RevPAR (Revenue per Available Room) reached €96 in Madrid and €112 in Barcelona, placing them among the top-performing hotel markets in Europe. Average hotel occupancy in 2025 stood at 74% in Madrid and 81% in Barcelona — both exceeding the European average.

Why Madrid and Barcelona?

1. Stable Tourism Demand

Both cities have proven their strength as magnets for both leisure and business tourism. Barcelona hosts major international events such as Mobile World Congress, while Madrid continues to rise as a financial and administrative hub for Southern Europe.

Comment
Javier Martínez, Managing Partner at Capital Hospitality Spain:
“At a time when investors are looking for stable and profitable assets, Madrid and Barcelona offer a rare mix — consistent demand, rising values, and long-term capital appreciation.”

2. International Brand Expansion

In 2025, global hotel operators such as Hilton, Accor, and Mandarin Oriental announced new developments in both capitals. A standout project is the launch of Rosewood Barcelona, a luxury hotel with 150 rooms located in a former bank building in the Eixample district. Investment in the project is estimated at €180 million.

3. Government Support and Incentives

The regional governments of Catalonia and Madrid have introduced new measures to attract hotel investors and operators.

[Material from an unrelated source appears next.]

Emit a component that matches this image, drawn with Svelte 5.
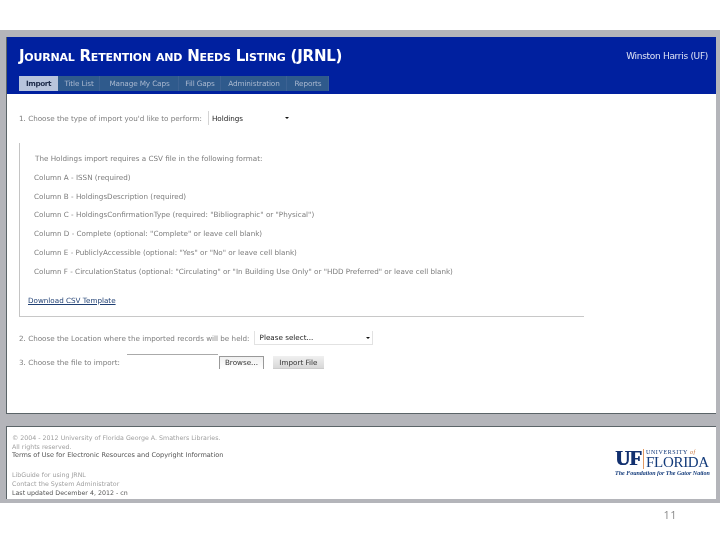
<script>
  const tabs = ['Title List', 'Manage My Caps', 'Fill Gaps', 'Administration', 'Reports'];
  const columns = [
    'Column A - ISSN (required)',
    'Column B - HoldingsDescription (required)',
    'Column C - HoldingsConfirmationType (required: "Bibliographic" or "Physical")',
    'Column D - Complete (optional: "Complete" or leave cell blank)',
    'Column E - PubliclyAccessible (optional: "Yes" or "No" or leave cell blank)',
    'Column F - CirculationStatus (optional: "Circulating" or "In Building Use Only" or "HDD Preferred" or leave cell blank)'
  ];
</script>

<div class="slide">
  <div class="frame">
    <main class="window">
      <header class="banner">
        <div class="title-row">
          <h1>Journal Retention and Needs Listing (JRNL)</h1>
          <span class="user">Winston Harris (UF)</span>
        </div>
        <nav class="tabs">
          <span class="tab active">Import</span>
          {#each tabs as t}<span class="tab">{t}</span>{/each}
        </nav>
      </header>
      <div class="content">
        <div class="row first">
          <span>1. Choose the type of import you'd like to perform:</span>
          <span class="select holdings"><span>Holdings</span><i class="caret"></i></span>
        </div>
        <section class="info">
          <p class="lead">The Holdings import requires a CSV file in the following format:</p>
          {#each columns as c}<p>{c}</p>{/each}
          <a class="dl" href="#top">Download CSV Template</a>
        </section>
        <div class="row second">
          <span>2. Choose the Location where the imported records will be held:</span>
          <span class="select location"><span>Please select...</span><i class="caret"></i></span>
        </div>
        <div class="row third">
          <span>3. Choose the file to import:</span>
          <span class="file"></span>
          <span class="btn browse">Browse...</span>
          <span class="btn import">Import File</span>
        </div>
      </div>
    </main>
    <footer class="foot">
      <div class="foot-text">
        <div class="faint">© 2004 - 2012 University of Florida George A. Smathers Libraries.</div>
        <div class="faint">All rights reserved.</div>
        <div class="terms">Terms of Use for Electronic Resources and Copyright Information</div>
        <div class="faint gap">LibGuide for using JRNL</div>
        <div class="faint">Contact the System Administrator</div>
        <div>Last updated December 4, 2012 - cn</div>
      </div>
      <div class="logo">
        <div class="logo-top">
          <span class="uf">UF</span>
          <span class="rule"></span>
          <div class="uni">
            <span class="u1">UNIVERSITY <em>of</em></span>
            <span class="u2">FLORIDA</span>
          </div>
        </div>
        <div class="tag">The Foundation for The Gator Nation</div>
      </div>
    </footer>
  </div>
  <div class="page">11</div>
</div>

<style>
  :global(body) { margin: 0; background: #fff; }
  .slide { width: 720px; height: 540px; padding-top: 30px; box-sizing: border-box; background: #fff; font-family: "DejaVu Sans", sans-serif; overflow: hidden; }
  .frame { height: 473px; box-sizing: border-box; background: #b4b5ba; padding: 7px 4px 3px 6px; display: flex; flex-direction: column; gap: 12px; }
  .window { height: 377px; box-sizing: border-box; background: #fff; border-bottom: 1px solid #5b6468; border-left: 1px solid #5b6468; display: flex; flex-direction: column; }
  .banner { height: 57px; background: #00209f; padding: 0 8px 3px 12px; box-sizing: border-box; display: flex; flex-direction: column; justify-content: flex-end; flex: none; }
  .title-row { display: flex; justify-content: space-between; height: 39px; padding-top: 9px; box-sizing: border-box; }
  h1 { margin: 0; color: #fff; font: 700 15px/20px "DejaVu Sans", sans-serif; font-variant: small-caps; letter-spacing: -0.22px; white-space: nowrap; filter: blur(0.25px); }
  .user { color: #dfe4f5; font: 9px/20px "DejaVu Sans", sans-serif; letter-spacing: -0.3px; filter: blur(0.3px); }
  .tabs { display: grid; grid-template-columns: 39px 42px 79px 42px 66px 42px; width: fit-content; height: 15px; }
  .tab { background: #2f5a8c; color: #a9b8cf; font-size: 7.3px; line-height: 15px; text-align: center; box-shadow: inset -1px 0 0 #3c6293; white-space: nowrap; letter-spacing: -0.15px; filter: blur(0.25px); }
  .tab.active { background: #b8c4dc; color: #23304f; font-weight: 700; box-shadow: none; letter-spacing: -0.4px; }
  .content { flex: 1; padding: 0 0 0 12px; color: #7c7c7c; font-size: 7.2px; }
  .row { display: flex; align-items: center; white-space: nowrap; filter: blur(0.3px); }
  .first { height: 14px; margin-top: 17px; }
  .select { display: inline-flex; justify-content: space-between; align-items: center; color: #222; box-sizing: border-box; }
  .holdings { width: 85px; height: 14px; margin-left: 6px; padding: 0 4px 0 3px; border-left: 1px solid #d4d4d4; }
  .caret { width: 0; height: 0; border: 2.5px solid transparent; border-top-color: #111; border-bottom: 0; }
  .info { margin-top: 18px; width: 565px; height: 174px; box-sizing: border-box; border-left: 1px solid #c4c4c4; border-bottom: 1px solid #c8c8c8; padding: 7px 0 0 14px; }
  .info p { margin: 0; height: 18.8px; line-height: 18.8px; white-space: nowrap; color: #7c7c7c; filter: blur(0.3px); }
  .info .lead { padding-left: 1px; }
  .dl { display: block; margin: 12px 0 0 -6px; color: #1f3f73; font-size: 7.2px; line-height: 13px; width: fit-content; filter: blur(0.25px); }
  .second { height: 14px; margin-top: 14px; }
  .location { width: 119px; height: 14px; margin-left: 4px; padding: 0 2px 0 5px; border: 1px solid #e2e2e2; border-top: 0; }
  .third { height: 14px; margin-top: 10px; }
  .file { width: 91px; height: 12px; margin: -3px 1px 0 7px; border-top: 1px solid #aaa; }
  .btn { height: 13px; line-height: 13px; box-sizing: border-box; text-align: center; color: #333; font-size: 7.2px; }
  .browse { width: 45px; border: 1px solid #999; border-bottom: 0; line-height: 12px; background: linear-gradient(#f0f0f0, #fff); }
  .import { width: 51px; margin-left: 9px; background: linear-gradient(#f0f0f0, #d8d8d8); border-bottom: 1px solid #ccc; }
  .foot { height: 73px; box-sizing: border-box; background: #fff; border-top: 1px solid #5b6468; border-left: 1px solid #5b6468; padding: 6px 5px 0 5px; display: flex; justify-content: space-between; }
  .foot-text { font-size: 6.3px; line-height: 9.2px; color: #555; white-space: nowrap; filter: blur(0.3px); }
  .terms { font-size: 6.55px; }
  .faint { color: #a0a0a0; }
  .gap { margin-top: 9px; }
  .logo { margin-top: 16px; width: 96px; color: #123a7a; filter: blur(0.2px); }
  .logo-top { display: flex; align-items: flex-start; height: 21px; }
  .uf { font: 700 21px/19px "Liberation Serif", serif; color: #12306f; letter-spacing: -1px; width: 27px; text-shadow: 0.7px 0 0 #12306f; }
  .rule { width: 1px; height: 20px; background: #e39a62; margin: 0 2px 0 1px; }
  .uni { display: flex; flex-direction: column; font-family: "Liberation Serif", serif; }
  .u1 { font-size: 6px; line-height: 7px; letter-spacing: 0.6px; white-space: nowrap; }
  .u1 em { color: #c9743a; }
  .u2 { font-size: 15px; line-height: 13px; letter-spacing: -0.3px; }
  .tag { font: italic 600 6px/7px "Liberation Serif", serif; white-space: nowrap; }
  .page { margin: 5px 43px 0 0; text-align: right; color: #8a8a8a; font: 11px/14px "Open Sans", sans-serif; letter-spacing: 0.5px; filter: blur(0.2px); }
</style>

These include:

  • Streamlined licensing procedures;
  • Tax incentives for sustainable-certified properties;
  • Investment in transportation infrastructure (including airport and metro upgrades).

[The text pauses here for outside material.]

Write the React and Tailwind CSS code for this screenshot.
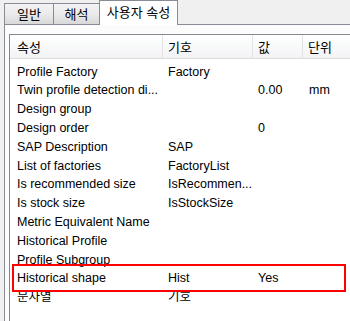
const rows = [
  ['Profile Factory', 'Factory', '', ''],
  ['Twin profile detection di...', '', '0.00', 'mm'],
  ['Design group', '', '', ''],
  ['Design order', '', '0', ''],
  ['SAP Description', 'SAP', '', ''],
  ['List of factories', 'FactoryList', '', ''],
  ['Is recommended size', 'IsRecommen...', '', ''],
  ['Is stock size', 'IsStockSize', '', ''],
  ['Metric Equivalent Name', '', '', ''],
  ['Historical Profile', '', '', ''],
  ['Profile Subgroup', '', '', ''],
  ['Historical shape', 'Hist', 'Yes', ''],
  ['문자열', '기호', '', ''],
]

function Tab({ label, active, className }) {
  if (active) {
    return (
      <div className={`relative z-10 h-[25px] border border-b-0 border-[#898c95] bg-white flex items-center justify-center pb-[1px] ${className}`}>
        {label}
      </div>
    )
  }
  return (
    <div className={`h-[22px] border border-[#898c95] bg-linear-to-b from-[#f3f3f3] via-[#ebebeb] to-[#d8d8d8] flex items-center justify-center pt-[1px] ${className}`}>
      {label}
    </div>
  )
}

export default function App() {
  return (
    <div className="relative w-[350px] h-[321px] overflow-hidden bg-[#f0f0f0] text-[12.5px] leading-none text-black font-['Liberation_Sans','Noto_Sans_CJK_KR',sans-serif]">
      {/* 탭 */}
      <div className="flex items-end h-[25px] pl-[4px] text-[13px]">
        <Tab label="일반" className="w-[50px]" />
        <Tab label="해석" className="w-[47px] -ml-px" />
        <Tab label="사용자 속성" active className="w-[79px] -ml-[1px]" />
      </div>

      {/* 패널 */}
      <div className="-mt-px ml-[4px] h-[297px] border-t border-l border-[#898c95] bg-[#fcfcfc] pl-[4px] pt-[9px]">
        <div className="h-full border-t border-l border-[#828790] bg-white">
          <div className="flex h-[24px] border-b border-[#dcdcdc] bg-linear-to-b from-white to-[#f2f3f5] text-[13px]">
            <div className="w-[153px] pl-[7px] pt-[1px] flex items-center border-r border-[#e3e3e3]">속성</div>
            <div className="w-[90px] pl-[5px] pt-[1px] flex items-center border-r border-[#e3e3e3]">기호</div>
            <div className="w-[50px] pl-[5px] pt-[1px] flex items-center border-r border-[#e3e3e3]">값</div>
            <div className="pl-[5px] pt-[1px] flex items-center">단위</div>
          </div>
          <div className="pt-[3.6px]">
            {rows.map((r, i) => (
              <div key={i} className="flex h-[18.8px] leading-[18.8px] whitespace-nowrap">
                <div className="w-[153px] pl-[7px]">{r[0]}</div>
                <div className="w-[90px] pl-[5px]">{r[1]}</div>
                <div className="w-[50px] pl-[5px]">{r[2]}</div>
                <div className="pl-[6px]">{r[3]}</div>
              </div>
            ))}
          </div>
        </div>
      </div>

      {/* 강조 박스 */}
      <div className="absolute left-[12px] top-[264px] w-[334px] h-[28px] border-2 border-[#ff0000]" />
    </div>
  )
}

Comparison with Other Leading Cities

According to STR’s global rankings, the Top 5 hospitality investment destinations in H1 2025 are:

Rank City Investment (H1 2025) Average ADR (€) Occupancy (%)
1 Paris €2.6 billion €238 79%
2 Barcelona €1.1 billion €174 81%
3 Madrid €1.0 billion €161 74%
4 London €925 million €207 70%
5 Milan €820 million €192 68%

This is the first time that two Spanish cities have simultaneously ranked in the global Top 5, even overtaking London in deal volume.

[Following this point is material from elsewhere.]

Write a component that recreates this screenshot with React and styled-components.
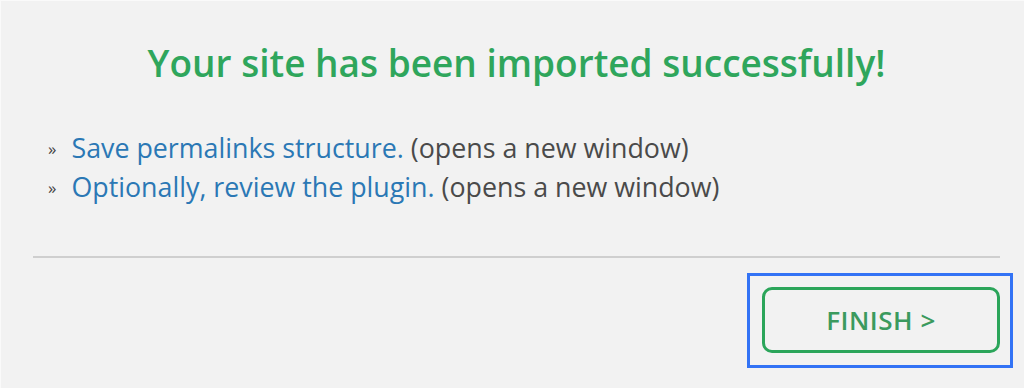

New Concepts and Market Trends

Madrid and Barcelona are also becoming testbeds for innovative hospitality models:

  • Hybrid hotels (blending short stays with co-working spaces) are gaining popularity among digital nomads;
  • Boutique hotels with local identity are attracting investors focused on uniqueness and sustainability;
  • Redevelopment of historic buildings into hotels is booming, combining heritage preservation with high-end demand.

Insight
Laura Romero, Analyst at CBRE Hotels Spain:
“Barcelona’s hotel market is mature but dynamic. Investors today value not just location but concept and ESG compliance. The future lies in experience-driven and sustainable hospitality.”

Challenges to Watch

Despite the optimistic outlook, some challenges remain:

  • Short-term rental regulation: Barcelona maintains restrictions on new licenses, which boosts hotel demand but limits accommodation variety;
  • Rising land and asset prices: making new projects harder to access for mid-size investors;
  • Political risks: with potential changes in urban or investment policies depending on elections.

Still, most analysts agree that the long-term trajectory remains strong due to solid domestic demand, reliable tourism flows, and growth in business travel and events.

Recent Key Transactions

  • Invesco Real Estate acquired a 120-room 4-star hotel in central Madrid for €96 million;
  • Azora Capital completed a €210 million portfolio deal for three hotels in Barcelona;
  • Allianz Real Estate announced a joint venture with a Spanish developer for a €300 million hotel and serviced apartment project in Madrid.

Conclusion: Spain Strengthens Its Position as a Global Hospitality Giant

Madrid and Barcelona have shown they are not only tourism powerhouses but also profitable and secure destinations for international capital. In a highly competitive global market, their combination of pro-investment policies, strong profitability, and unique cultural identity make them standout players on the hospitality investment map.

By the end of 2025, industry experts expect at least another €1.5 billion in hotel-related deals across both cities — including new entrants from the Middle East and Asia. Spain continues to reinforce its position as one of the most stable and promising destinations in the global hospitality landscape.